» **Data**
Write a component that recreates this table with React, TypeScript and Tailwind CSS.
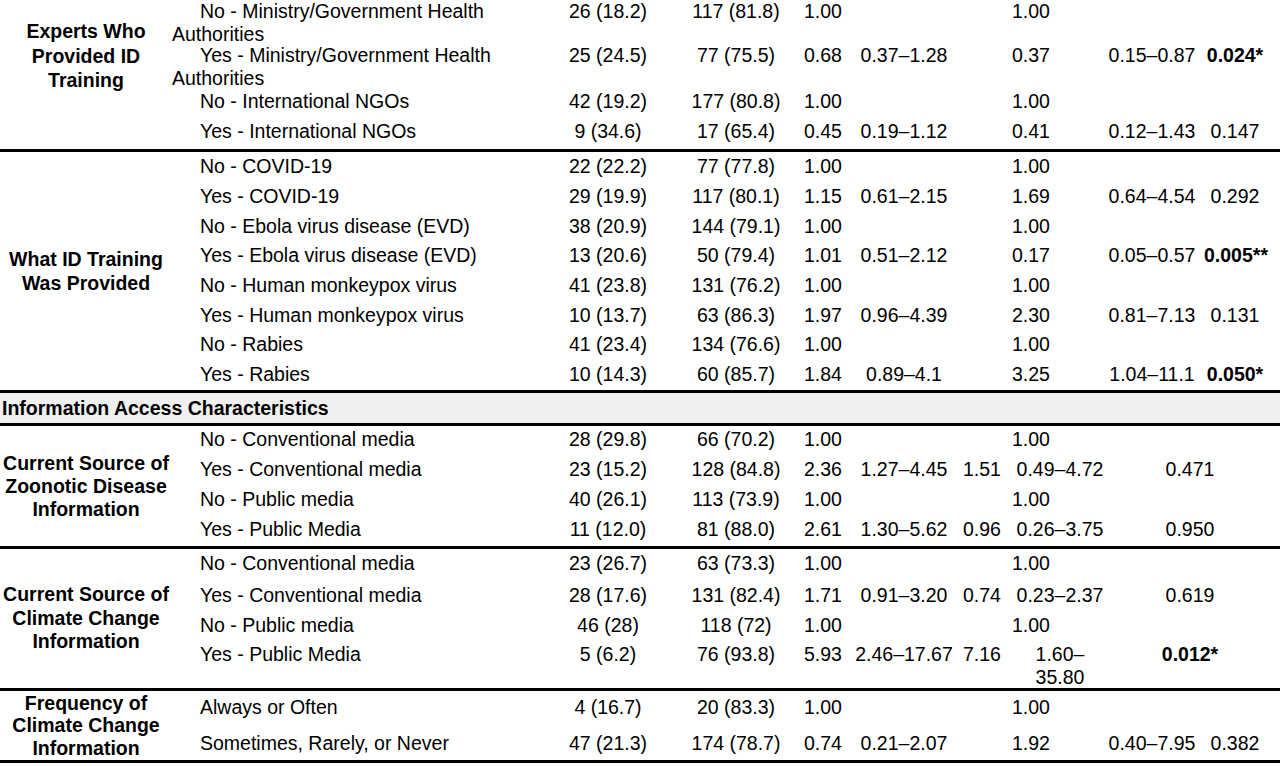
import React from "react";

type Layout = "top" | "alt";

interface RowData {
  cat: React.ReactNode;
  c: string;
  d: string;
  e: string;
  f?: string;
  g?: string;
  h?: React.ReactNode;
  i?: React.ReactNode;
  layout?: Layout;
  cls: string;
}

const B = ({ children }: { children: React.ReactNode }) => <span className="font-bold">{children}</span>;

function Row({ r }: { r: RowData }) {
  const layout = r.layout ?? "top";
  const grid =
    layout === "top"
      ? "grid grid-cols-[372px_128px_128px_46px_116px_138px_104px_76px]"
      : "grid grid-cols-[372px_128px_128px_46px_116px_40px_116px_162px]";
  return (
    <div className={`${grid} ${r.cls} leading-[23px]`}>
      <div className="indent-[28px]">{r.cat}</div>
      <div className="text-center whitespace-nowrap">{r.c}</div>
      <div className="text-center whitespace-nowrap">{r.d}</div>
      <div className="text-center whitespace-nowrap">{r.e}</div>
      <div className="text-center whitespace-nowrap">{r.f ?? ""}</div>
      <div className="text-center whitespace-nowrap">{r.g ?? ""}</div>
      <div className={layout === "top" ? "text-center whitespace-nowrap" : "text-center px-[13px]"}>{r.h ?? ""}</div>
      <div className={layout === "top" ? "text-center whitespace-nowrap pr-[14px]" : "text-center whitespace-nowrap pr-[18px]"}>{r.i ?? ""}</div>
    </div>
  );
}

function Section({
  label,
  labelCls,
  rows,
}: {
  label: React.ReactNode;
  labelCls: string;
  rows: RowData[];
}) {
  return (
    <div className="flex">
      <div className={`w-[172px] shrink-0 flex justify-center text-center font-bold ${labelCls}`}>
        <div>{label}</div>
      </div>
      <div className="flex flex-col">
        {rows.map((r, k) => (
          <Row key={k} r={r} />
        ))}
      </div>
    </div>
  );
}

const Rule = () => <div className="h-[3px] bg-black" />;

const s1: RowData[] = [
  {
    cat: (
      <>
        No - Ministry/Government Health
        <br />
        Authorities
      </>
    ),
    c: "26 (18.2)",
    d: "117 (81.8)",
    e: "1.00",
    g: "1.00",
    cls: "h-[44px] pt-[0px]",
  },
  {
    cat: (
      <>
        Yes - Ministry/Government Health
        <br />
        Authorities
      </>
    ),
    c: "25 (24.5)",
    d: "77 (75.5)",
    e: "0.68",
    f: "0.37–1.28",
    g: "0.37",
    h: "0.15–0.87",
    i: <B>0.024*</B>,
    cls: "h-[46px] pt-[0px]",
  },
  { cat: "No - International NGOs", c: "42 (19.2)", d: "177 (80.8)", e: "1.00", g: "1.00", cls: "h-[27px] pt-[0px]" },
  {
    cat: "Yes - International NGOs",
    c: "9 (34.6)",
    d: "17 (65.4)",
    e: "0.45",
    f: "0.19–1.12",
    g: "0.41",
    h: "0.12–1.43",
    i: "0.147",
    cls: "h-[32px] pt-[3px]",
  },
];

const s2: RowData[] = [
  { cat: "No - COVID-19", c: "22 (22.2)", d: "77 (77.8)", e: "1.00", g: "1.00", cls: "h-[30px] pt-[3px]" },
  {
    cat: "Yes - COVID-19",
    c: "29 (19.9)",
    d: "117 (80.1)",
    e: "1.15",
    f: "0.61–2.15",
    g: "1.69",
    h: "0.64–4.54",
    i: "0.292",
    cls: "h-[30px] pt-[3px]",
  },
  { cat: "No - Ebola virus disease (EVD)", c: "38 (20.9)", d: "144 (79.1)", e: "1.00", g: "1.00", cls: "h-[29px] pt-[3px]" },
  {
    cat: "Yes - Ebola virus disease (EVD)",
    c: "13 (20.6)",
    d: "50 (79.4)",
    e: "1.01",
    f: "0.51–2.12",
    g: "0.17",
    h: "0.05–0.57",
    i: <B>0.005**</B>,
    cls: "h-[30px] pt-[3px]",
  },
  { cat: "No - Human monkeypox virus", c: "41 (23.8)", d: "131 (76.2)", e: "1.00", g: "1.00", cls: "h-[30px] pt-[3px]" },
  {
    cat: "Yes - Human monkeypox virus",
    c: "10 (13.7)",
    d: "63 (86.3)",
    e: "1.97",
    f: "0.96–4.39",
    g: "2.30",
    h: "0.81–7.13",
    i: "0.131",
    cls: "h-[29px] pt-[3px]",
  },
  { cat: "No - Rabies", c: "41 (23.4)", d: "134 (76.6)", e: "1.00", g: "1.00", cls: "h-[30px] pt-[3px]" },
  {
    cat: "Yes - Rabies",
    c: "10 (14.3)",
    d: "60 (85.7)",
    e: "1.84",
    f: "0.89–4.1",
    g: "3.25",
    h: "1.04–11.1",
    i: <B>0.050*</B>,
    cls: "h-[30px] pt-[3px]",
  },
];

const s3: RowData[] = [
  { cat: "No - Conventional media", c: "28 (29.8)", d: "66 (70.2)", e: "1.00", g: "1.00", cls: "h-[30px] pt-[2px]" },
  {
    cat: "Yes - Conventional media",
    c: "23 (15.2)",
    d: "128 (84.8)",
    e: "2.36",
    f: "1.27–4.45",
    g: "1.51",
    h: "0.49–4.72",
    i: "0.471",
    layout: "alt",
    cls: "h-[30px] pt-[2px]",
  },
  { cat: "No - Public media", c: "40 (26.1)", d: "113 (73.9)", e: "1.00", g: "1.00", cls: "h-[30px] pt-[2px]" },
  {
    cat: "Yes - Public Media",
    c: "11 (12.0)",
    d: "81 (88.0)",
    e: "2.61",
    f: "1.30–5.62",
    g: "0.96",
    h: "0.26–3.75",
    i: "0.950",
    layout: "alt",
    cls: "h-[30px] pt-[2px]",
  },
];

const s4: RowData[] = [
  { cat: "No - Conventional media", c: "23 (26.7)", d: "63 (73.3)", e: "1.00", g: "1.00", cls: "h-[32px] pt-[3px]" },
  {
    cat: "Yes - Conventional media",
    c: "28 (17.6)",
    d: "131 (82.4)",
    e: "1.71",
    f: "0.91–3.20",
    g: "0.74",
    h: "0.23–2.37",
    i: "0.619",
    layout: "alt",
    cls: "h-[30px] pt-[3px]",
  },
  { cat: "No - Public media", c: "46 (28)", d: "118 (72)", e: "1.00", g: "1.00", cls: "h-[30px] pt-[3px]" },
  {
    cat: "Yes - Public Media",
    c: "5 (6.2)",
    d: "76 (93.8)",
    e: "5.93",
    f: "2.46–17.67",
    g: "7.16",
    h: (
      <>
        1.60–
        <br />
        35.80
      </>
    ),
    i: <B>0.012*</B>,
    layout: "alt",
    cls: "h-[47px] pt-[2px]",
  },
];

const s5: RowData[] = [
  { cat: "Always or Often", c: "4 (16.7)", d: "20 (83.3)", e: "1.00", g: "1.00", cls: "h-[35px] pt-[5px]" },
  {
    cat: "Sometimes, Rarely, or Never",
    c: "47 (21.3)",
    d: "174 (78.7)",
    e: "0.74",
    f: "0.21–2.07",
    g: "1.92",
    h: "0.40–7.95",
    i: "0.382",
    cls: "h-[34px] pt-[6px]",
  },
];

export default function App() {
  return (
    <div className="w-[1280px] h-[766px] overflow-hidden bg-white text-black font-['Liberation_Sans',Arial,Helvetica,sans-serif] text-[19.5px]">
      <Section
        label={
          <>
            Experts Who
            <br />
            Provided ID
            <br />
            Training
          </>
        }
        labelCls="items-start pt-[19px] leading-[24.5px]"
        rows={s1}
      />
      <Rule />
      <Section
        label={
          <>
            What ID Training
            <br />
            Was Provided
          </>
        }
        labelCls="items-center leading-[24px]"
        rows={s2}
      />
      <Rule />
      <div className="h-[30px] bg-[#f0f0f0] pl-[2px] font-bold flex items-center leading-[23px]">
        Information Access Characteristics
      </div>
      <Rule />
      <Section
        label={
          <>
            Current Source of
            <br />
            Zoonotic Disease
            <br />
            Information
          </>
        }
        labelCls="items-center leading-[23px]"
        rows={s3}
      />
      <Rule />
      <Section
        label={
          <>
            Current Source of
            <br />
            Climate Change
            <br />
            Information
          </>
        }
        labelCls="items-center leading-[23.5px]"
        rows={s4}
      />
      <Rule />
      <Section
        label={
          <>
            Frequency of
            <br />
            Climate Change
            <br />
            Information
          </>
        }
        labelCls="items-center leading-[22.5px]"
        rows={s5}
      />
      <Rule />
    </div>
  );
}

» **Given task**
Where a line contains the string "React", extract that line.

» **Answer in full**
Write a component that recreates this table with React, TypeScript and Tailwind CSS.
import React from "react";
  cat: React.ReactNode;
  h?: React.ReactNode;
  i?: React.ReactNode;
const B = ({ children }: { children: React.ReactNode }) => <span className="font-bold">{children}</span>;
  label: React.ReactNode;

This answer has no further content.